Twisting a knob on the side combined the chemicals within, and she gave it a good shake to mix them together before clipping it to the strap of her bag.

The glow grew in intensity with each passing second, until Satira could clearly make out the long row of metal bars. Cages, carved into stone, large enough to accommodate one prisoner with no more room than they might need to stretch out.

Wilder stepped closer to the nearest one, and the flame of his match illuminated a desiccated corpse within. “Jesus.” He snuffed the match and cursed again.

Her handlight wasn’t bright enough to pierce the darkness at the backs of the cells. “That wasn’t—” She couldn’t force herself to form his name.

“No, not Nate.” Wilder reached for her hand again and continued around the curving tunnel, toward a heavy door at the end.

Movement in the last cell on the right stopped her. “Wilder, I think—” A body shot toward the cage bars so hard they rattled, and Satira stumbled back out of instinct.
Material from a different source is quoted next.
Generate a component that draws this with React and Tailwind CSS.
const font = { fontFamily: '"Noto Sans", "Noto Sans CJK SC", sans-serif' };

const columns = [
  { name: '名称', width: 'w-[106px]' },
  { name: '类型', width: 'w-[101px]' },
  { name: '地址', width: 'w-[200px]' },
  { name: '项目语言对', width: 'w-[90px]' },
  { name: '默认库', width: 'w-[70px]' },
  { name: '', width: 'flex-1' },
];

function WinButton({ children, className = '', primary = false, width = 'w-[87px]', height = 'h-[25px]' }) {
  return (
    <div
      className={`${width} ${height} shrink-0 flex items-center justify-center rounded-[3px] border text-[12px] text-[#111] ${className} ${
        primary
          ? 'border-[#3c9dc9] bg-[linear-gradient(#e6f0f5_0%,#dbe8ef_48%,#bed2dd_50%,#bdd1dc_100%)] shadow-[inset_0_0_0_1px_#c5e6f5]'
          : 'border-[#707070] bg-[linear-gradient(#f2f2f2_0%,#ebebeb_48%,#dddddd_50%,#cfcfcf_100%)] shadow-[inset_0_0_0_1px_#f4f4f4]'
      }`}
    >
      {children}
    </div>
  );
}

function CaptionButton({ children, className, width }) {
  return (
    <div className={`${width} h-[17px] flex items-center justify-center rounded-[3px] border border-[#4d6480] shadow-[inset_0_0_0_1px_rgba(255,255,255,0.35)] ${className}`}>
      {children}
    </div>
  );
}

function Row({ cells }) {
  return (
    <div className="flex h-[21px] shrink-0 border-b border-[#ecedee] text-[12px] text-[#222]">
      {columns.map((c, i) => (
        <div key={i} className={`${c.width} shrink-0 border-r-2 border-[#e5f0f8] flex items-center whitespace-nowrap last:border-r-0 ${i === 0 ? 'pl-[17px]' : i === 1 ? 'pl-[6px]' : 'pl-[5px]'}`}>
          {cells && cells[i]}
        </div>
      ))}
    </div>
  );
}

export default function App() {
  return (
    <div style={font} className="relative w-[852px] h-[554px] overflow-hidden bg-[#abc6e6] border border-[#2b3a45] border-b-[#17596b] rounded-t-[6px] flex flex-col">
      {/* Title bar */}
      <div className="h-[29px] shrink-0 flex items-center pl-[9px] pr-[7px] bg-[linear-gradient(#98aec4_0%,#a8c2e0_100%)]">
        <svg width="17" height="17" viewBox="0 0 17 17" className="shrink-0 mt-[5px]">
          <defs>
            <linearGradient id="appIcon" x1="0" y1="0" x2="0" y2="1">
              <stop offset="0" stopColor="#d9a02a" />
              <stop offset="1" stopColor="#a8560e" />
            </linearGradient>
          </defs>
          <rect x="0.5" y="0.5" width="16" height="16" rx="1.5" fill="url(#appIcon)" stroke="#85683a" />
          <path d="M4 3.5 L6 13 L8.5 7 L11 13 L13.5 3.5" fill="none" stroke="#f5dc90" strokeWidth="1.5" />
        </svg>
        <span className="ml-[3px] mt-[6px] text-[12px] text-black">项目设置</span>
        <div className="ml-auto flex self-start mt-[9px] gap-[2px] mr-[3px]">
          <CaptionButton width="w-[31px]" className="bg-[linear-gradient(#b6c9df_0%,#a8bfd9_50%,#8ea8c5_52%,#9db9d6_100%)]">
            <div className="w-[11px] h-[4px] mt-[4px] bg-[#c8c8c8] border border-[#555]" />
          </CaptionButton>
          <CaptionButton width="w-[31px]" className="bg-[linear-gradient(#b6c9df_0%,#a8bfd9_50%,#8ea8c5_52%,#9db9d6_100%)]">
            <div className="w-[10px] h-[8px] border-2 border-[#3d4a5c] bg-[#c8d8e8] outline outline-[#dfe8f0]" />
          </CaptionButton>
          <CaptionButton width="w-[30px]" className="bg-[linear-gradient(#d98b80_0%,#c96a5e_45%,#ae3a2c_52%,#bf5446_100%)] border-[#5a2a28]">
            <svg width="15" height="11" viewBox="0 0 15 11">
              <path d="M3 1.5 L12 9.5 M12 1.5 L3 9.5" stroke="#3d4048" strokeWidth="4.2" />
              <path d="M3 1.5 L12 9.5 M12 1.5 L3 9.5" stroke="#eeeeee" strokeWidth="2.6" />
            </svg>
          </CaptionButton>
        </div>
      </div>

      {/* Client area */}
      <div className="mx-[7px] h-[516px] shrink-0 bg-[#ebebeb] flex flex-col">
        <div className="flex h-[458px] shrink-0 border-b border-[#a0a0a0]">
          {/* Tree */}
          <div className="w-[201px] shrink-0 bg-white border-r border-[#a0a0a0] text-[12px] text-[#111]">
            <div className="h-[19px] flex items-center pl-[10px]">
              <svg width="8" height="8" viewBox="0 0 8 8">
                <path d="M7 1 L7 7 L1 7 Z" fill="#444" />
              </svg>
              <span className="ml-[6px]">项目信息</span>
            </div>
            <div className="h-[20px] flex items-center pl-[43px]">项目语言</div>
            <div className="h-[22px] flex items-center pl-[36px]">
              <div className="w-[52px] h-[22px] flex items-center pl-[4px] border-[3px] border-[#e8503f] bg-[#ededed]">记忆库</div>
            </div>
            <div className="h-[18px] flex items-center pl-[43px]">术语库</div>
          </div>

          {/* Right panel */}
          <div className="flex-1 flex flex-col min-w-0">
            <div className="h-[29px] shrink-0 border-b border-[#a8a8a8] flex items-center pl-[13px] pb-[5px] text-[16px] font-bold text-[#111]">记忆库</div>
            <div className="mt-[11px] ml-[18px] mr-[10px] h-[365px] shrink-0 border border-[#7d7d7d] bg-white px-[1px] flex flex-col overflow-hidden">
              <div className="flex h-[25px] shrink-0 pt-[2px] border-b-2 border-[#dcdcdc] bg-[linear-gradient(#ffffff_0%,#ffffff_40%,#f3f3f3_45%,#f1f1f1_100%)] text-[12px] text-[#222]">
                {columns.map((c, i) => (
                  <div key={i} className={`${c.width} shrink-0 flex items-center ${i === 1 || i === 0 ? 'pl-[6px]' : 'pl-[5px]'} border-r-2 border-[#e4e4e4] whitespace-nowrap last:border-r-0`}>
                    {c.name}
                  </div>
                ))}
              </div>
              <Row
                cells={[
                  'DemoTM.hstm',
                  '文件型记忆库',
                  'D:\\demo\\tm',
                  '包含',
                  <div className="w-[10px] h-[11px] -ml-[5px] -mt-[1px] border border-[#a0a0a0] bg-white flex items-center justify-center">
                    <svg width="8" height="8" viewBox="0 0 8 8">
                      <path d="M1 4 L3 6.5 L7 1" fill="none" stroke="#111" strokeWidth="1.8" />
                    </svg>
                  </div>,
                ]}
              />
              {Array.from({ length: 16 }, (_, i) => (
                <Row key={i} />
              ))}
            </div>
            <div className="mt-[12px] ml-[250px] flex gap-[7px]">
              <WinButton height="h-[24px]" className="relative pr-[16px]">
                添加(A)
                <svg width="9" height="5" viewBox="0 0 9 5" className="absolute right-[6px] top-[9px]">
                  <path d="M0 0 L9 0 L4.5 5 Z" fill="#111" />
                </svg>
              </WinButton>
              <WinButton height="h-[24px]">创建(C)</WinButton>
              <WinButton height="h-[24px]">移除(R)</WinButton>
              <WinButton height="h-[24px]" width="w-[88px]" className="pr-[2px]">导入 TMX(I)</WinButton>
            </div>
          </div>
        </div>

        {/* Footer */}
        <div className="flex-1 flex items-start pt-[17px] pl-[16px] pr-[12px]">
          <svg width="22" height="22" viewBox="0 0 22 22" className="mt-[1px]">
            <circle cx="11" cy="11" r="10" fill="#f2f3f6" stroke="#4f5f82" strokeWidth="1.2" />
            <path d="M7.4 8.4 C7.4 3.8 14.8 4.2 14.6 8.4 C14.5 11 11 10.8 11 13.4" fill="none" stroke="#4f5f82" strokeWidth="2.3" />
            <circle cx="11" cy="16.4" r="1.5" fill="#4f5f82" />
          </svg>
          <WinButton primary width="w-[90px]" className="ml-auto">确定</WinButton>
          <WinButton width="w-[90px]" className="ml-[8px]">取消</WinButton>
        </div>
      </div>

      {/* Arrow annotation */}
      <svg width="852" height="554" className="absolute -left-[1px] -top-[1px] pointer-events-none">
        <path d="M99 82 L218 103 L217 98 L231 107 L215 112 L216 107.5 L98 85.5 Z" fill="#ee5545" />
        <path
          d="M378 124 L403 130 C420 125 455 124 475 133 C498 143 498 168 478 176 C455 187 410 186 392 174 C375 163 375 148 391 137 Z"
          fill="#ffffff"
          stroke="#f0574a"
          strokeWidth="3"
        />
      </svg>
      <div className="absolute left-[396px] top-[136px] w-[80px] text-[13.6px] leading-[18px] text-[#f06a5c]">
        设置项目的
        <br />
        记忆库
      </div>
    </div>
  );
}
Wilder stepped in front of her, his nostrils flaring. “I don’t fucking believe it.”

“What don’t you—”

The low growl that rumbled through the hallway sent fear skittering up her spine. Satira unhooked the handlight and lifted it high enough to illuminate the figure gripping the cage bars.
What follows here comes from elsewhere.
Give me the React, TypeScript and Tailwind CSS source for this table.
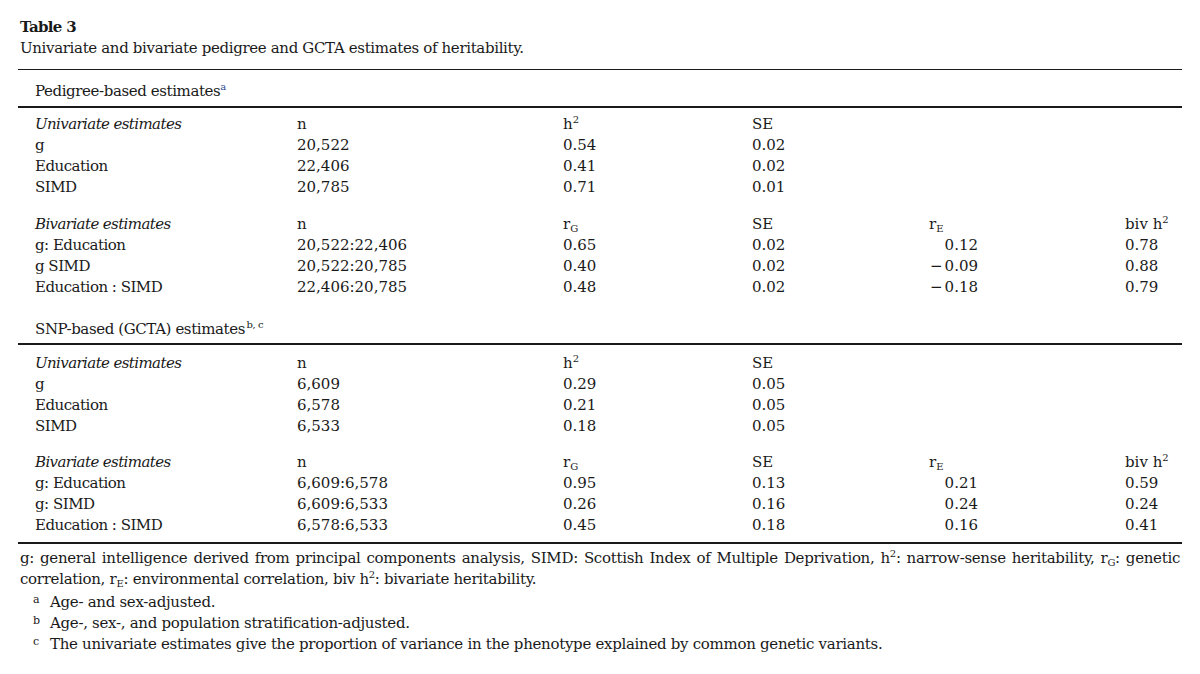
import React from 'react';

type Row = { label: React.ReactNode; cells: React.ReactNode[] };

const Sub = ({ children }: { children: React.ReactNode }) => (
	<span className="text-[10px] leading-none align-[-3px]">{children}</span>
);

const Sup = ({ children }: { children: React.ReactNode }) => (
	<span className="text-[10px] leading-none align-[6px]">{children}</span>
);

const RE = ({ v, neg }: { v: string; neg?: boolean }) => (
	<span className="inline-block w-[49px] text-right">
		{neg && <span className="mr-[2px]">−</span>}
		{v}
	</span>
);

const cols = 'grid grid-cols-[262px_266px_189px_177px_196px_1fr] h-[21px] items-center';

const Block = ({ head, rows }: { head: Row; rows: Row[] }) => (
	<div>
		<div className={cols}>
			<div className="italic tracking-[-0.6px]">{head.label}</div>
			{head.cells.map((c, i) => (
				<div key={i}>{c}</div>
			))}
		</div>
		{rows.map((r, i) => (
			<div key={i} className={cols}>
				<div className="tracking-[-0.5px]">{r.label}</div>
				{r.cells.map((c, j) => (
					<div key={j}>{c}</div>
				))}
			</div>
		))}
	</div>
);

const uniHead = (label: string): Row => ({
	label,
	cells: [
		'n',
		<>
			h<Sup>2</Sup>
		</>,
		'SE',
	],
});

const biHead = (label: string): Row => ({
	label,
	cells: [
		'n',
		<>
			r<Sub>G</Sub>
		</>,
		'SE',
		<>
			r<Sub>E</Sub>
		</>,
		<>
			biv h<Sup>2</Sup>
		</>,
	],
});

export default function App() {
	return (
		<div className="w-[1200px] h-[674px] bg-white text-[#1a1a1a] font-['DejaVu_Serif',serif] text-[15px] leading-[21px] px-[18px] pt-[17px]">
			<div className="font-bold px-[2px] tracking-[-0.7px]">Table 3</div>
			<div className="px-[2px] tracking-[-0.35px]">Univariate and bivariate pedigree and GCTA estimates of heritability.</div>

			<div className="mt-[10px] border-t-[1.5px] border-[#1a1a1a]" />
			<div className="pl-[17px] pt-[11px] pb-[4px] tracking-[-0.4px]">
				Pedigree-based estimates<Sup><span className="text-[#2b4a90]">a</span></Sup>
			</div>
			<div className="border-t-2 border-[#1a1a1a]" />

			<div className="pl-[17px] pt-[6px]">
				<Block
					head={uniHead('Univariate estimates')}
					rows={[
						{ label: 'g', cells: ['20,522', '0.54', '0.02'] },
						{ label: 'Education', cells: ['22,406', '0.41', '0.02'] },
						{ label: 'SIMD', cells: ['20,785', '0.71', '0.01'] },
					]}
				/>
				<div className="h-[16px]" />
				<Block
					head={biHead('Bivariate estimates')}
					rows={[
						{ label: 'g: Education', cells: ['20,522:22,406', '0.65', '0.02', <RE v="0.12" />, '0.78'] },
						{ label: 'g SIMD', cells: ['20,522:20,785', '0.40', '0.02', <RE v="0.09" neg />, '0.88'] },
						{ label: 'Education : SIMD', cells: ['22,406:20,785', '0.48', '0.02', <RE v="0.18" neg />, '0.79'] },
					]}
				/>
				<div className="pt-[21px] pb-[3px] tracking-[-0.4px]">
					SNP-based (GCTA) estimates<Sup>&thinsp;b, c</Sup>
				</div>
			</div>
			<div className="border-t-2 border-[#1a1a1a]" />

			<div className="pl-[17px] pt-[8px]">
				<Block
					head={uniHead('Univariate estimates')}
					rows={[
						{ label: 'g', cells: ['6,609', '0.29', '0.05'] },
						{ label: 'Education', cells: ['6,578', '0.21', '0.05'] },
						{ label: 'SIMD', cells: ['6,533', '0.18', '0.05'] },
					]}
				/>
				<div className="h-[15px]" />
				<Block
					head={biHead('Bivariate estimates')}
					rows={[
						{ label: 'g: Education', cells: ['6,609:6,578', '0.95', '0.13', <RE v="0.21" />, '0.59'] },
						{ label: 'g: SIMD', cells: ['6,609:6,533', '0.26', '0.16', <RE v="0.24" />, '0.24'] },
						{ label: 'Education : SIMD', cells: ['6,578:6,533', '0.45', '0.18', <RE v="0.16" />, '0.41'] },
					]}
				/>
			</div>
			<div className="mt-[6px] border-t-2 border-[#1a1a1a]" />

			<div className="pt-[4px] px-[2px] tracking-[-0.3px]">
				<p className="text-justify [text-align-last:justify]">
					g: general intelligence derived from principal components analysis, SIMD: Scottish Index of Multiple
					Deprivation, h<Sup>2</Sup>: narrow-sense heritability, r<Sub>G</Sub>: genetic
				</p>
				<p>
					correlation, r<Sub>E</Sub>: environmental correlation, biv h<Sup>2</Sup>: bivariate heritability.
				</p>
				<div className="flex pl-[13px] mt-[2px]">
					<span className="w-[17px] text-[11px] leading-none pt-[2px]">a</span>
					<span>Age- and sex-adjusted.</span>
				</div>
				<div className="flex pl-[13px]">
					<span className="w-[17px] text-[11px] leading-none pt-[2px]">b</span>
					<span>Age-, sex-, and population stratification-adjusted.</span>
				</div>
				<div className="flex pl-[13px]">
					<span className="w-[17px] text-[11px] leading-none pt-[2px]">c</span>
					<span>The univariate estimates give the proportion of variance in the phenotype explained by common genetic variants.</span>
				</div>
			</div>
		</div>
	);
}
A man—mostly. Dark hair hung in shaggy locks over blue eyes that held not a glint of humanity. His chest was bare, revealing scratches and scars and a spattering of ugly yellow bruises. He sucked in a breath and fixed his gaze on Satira, and she recognized something in the feral madness staring out at her.

Bloodhound.

“Go away,” the man rasped. “Go.”

“He’s not part of the Guild.” Wilder clenched his jaw, his hands tightening into fists. “Did they turn you here?”
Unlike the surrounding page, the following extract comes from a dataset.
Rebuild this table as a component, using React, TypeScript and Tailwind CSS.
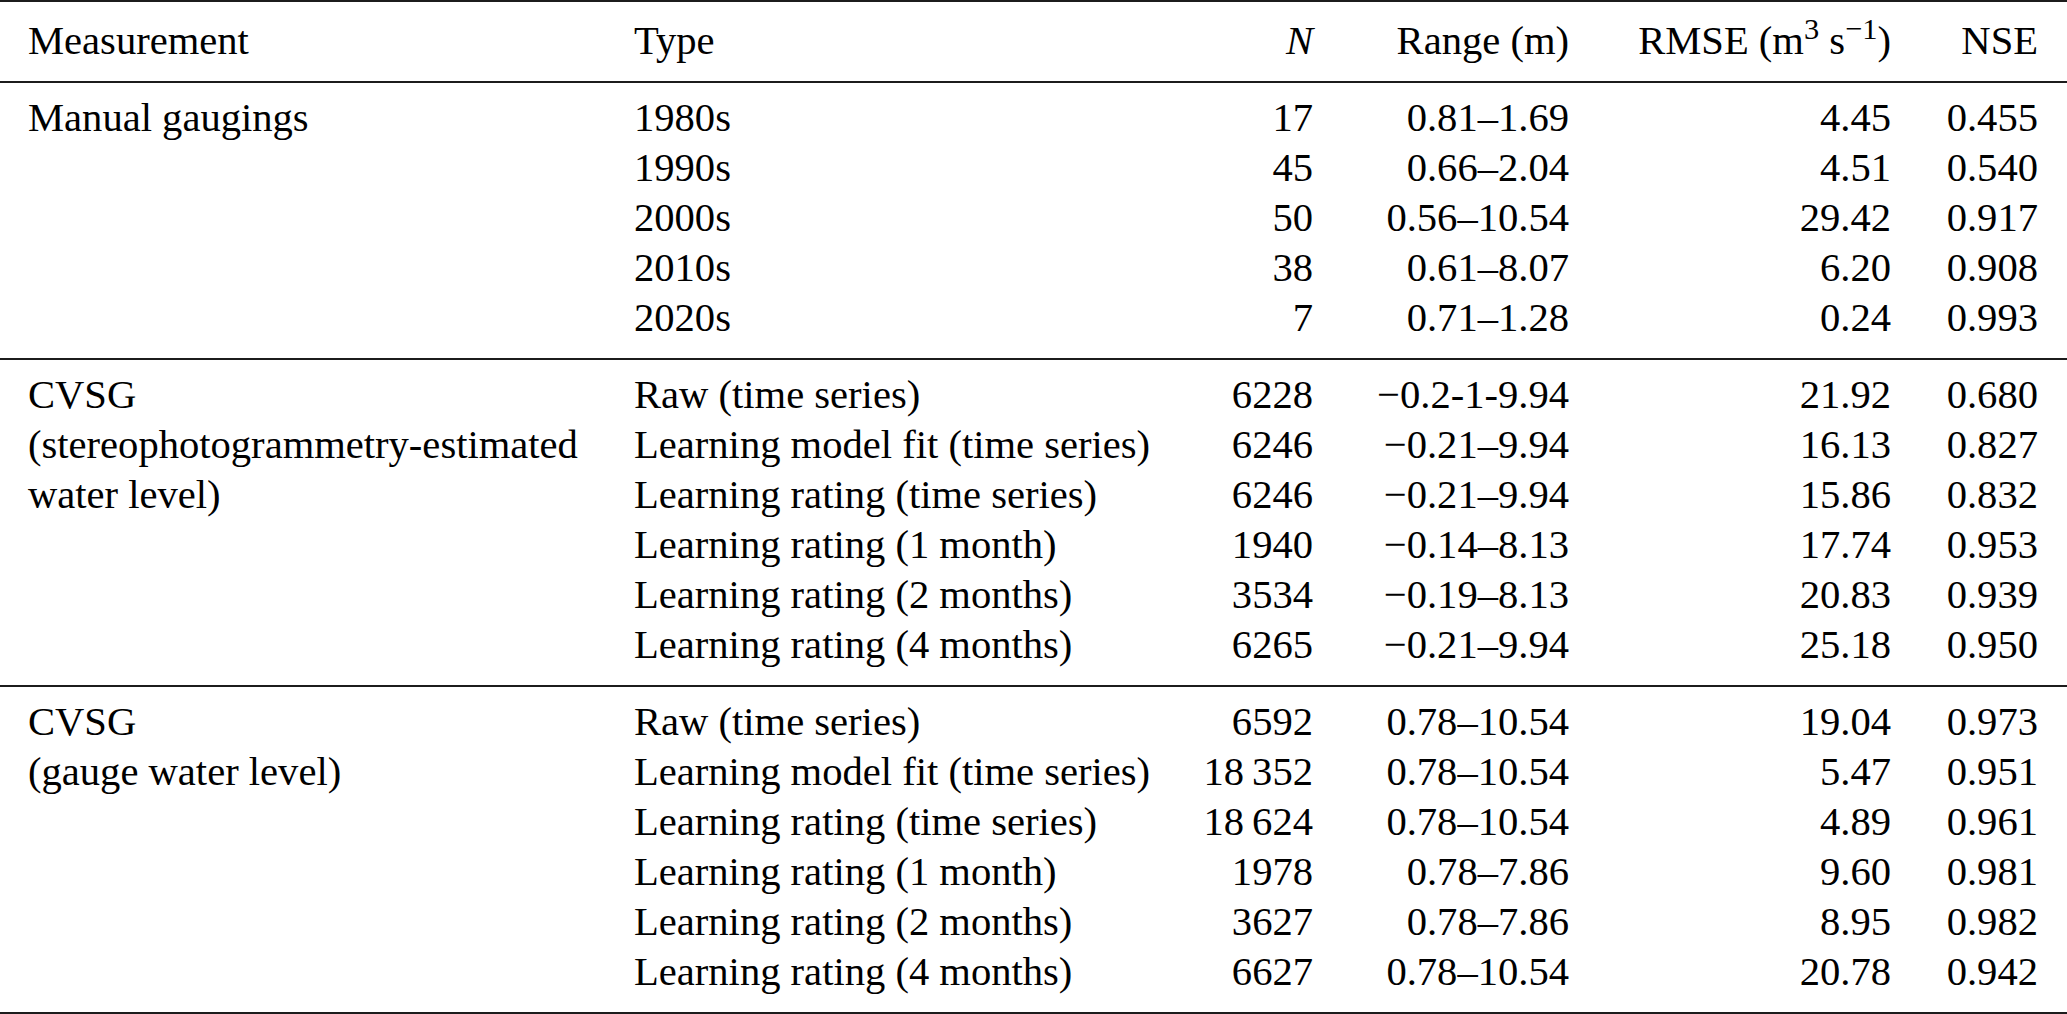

The man—the hound—didn’t answer, but he hardly needed to. The process by which the Guild made their warriors was a well-protected secret. Surely that couldn’t have been Nathaniel’s secret project…

Experimentation had been outlawed for decades, ever since the Guild’s inception.

Satira reached for Wilder’s shoulder. “Should we free him?”

“No.” A hand swiped between the bars, a menacing gesture undercut by the wild fear in the man’s eyes. “Leave. Go. Not safe here.”

His terror made Satira’s chest ache. Made her wonder what horrors Nathaniel might have suffered. “I could undo the lock if he let me.”

Wilder faced the other bloodhound, and they stared at each other for long minutes. “We’ll come back once we find Nathaniel. It’ll be safer then.”

“Nate.”

A scratchy sound, seemingly torn from the man’s throat. Satira ducked under Wilder’s arm before he could stop her. “Do you know him?”

“They put him in his lab. Always do, at dawn, now.”

Wilder breathed a sigh. “Do you know where it is?”

She barely heard the instructions— in his lab. In his lab.

Nathaniel was alive.

“We’ll be back,” Wilder promised the man—the hound—inside the cell.

Another person to rescue, but they could do it. Together, she and Wilder could do anything.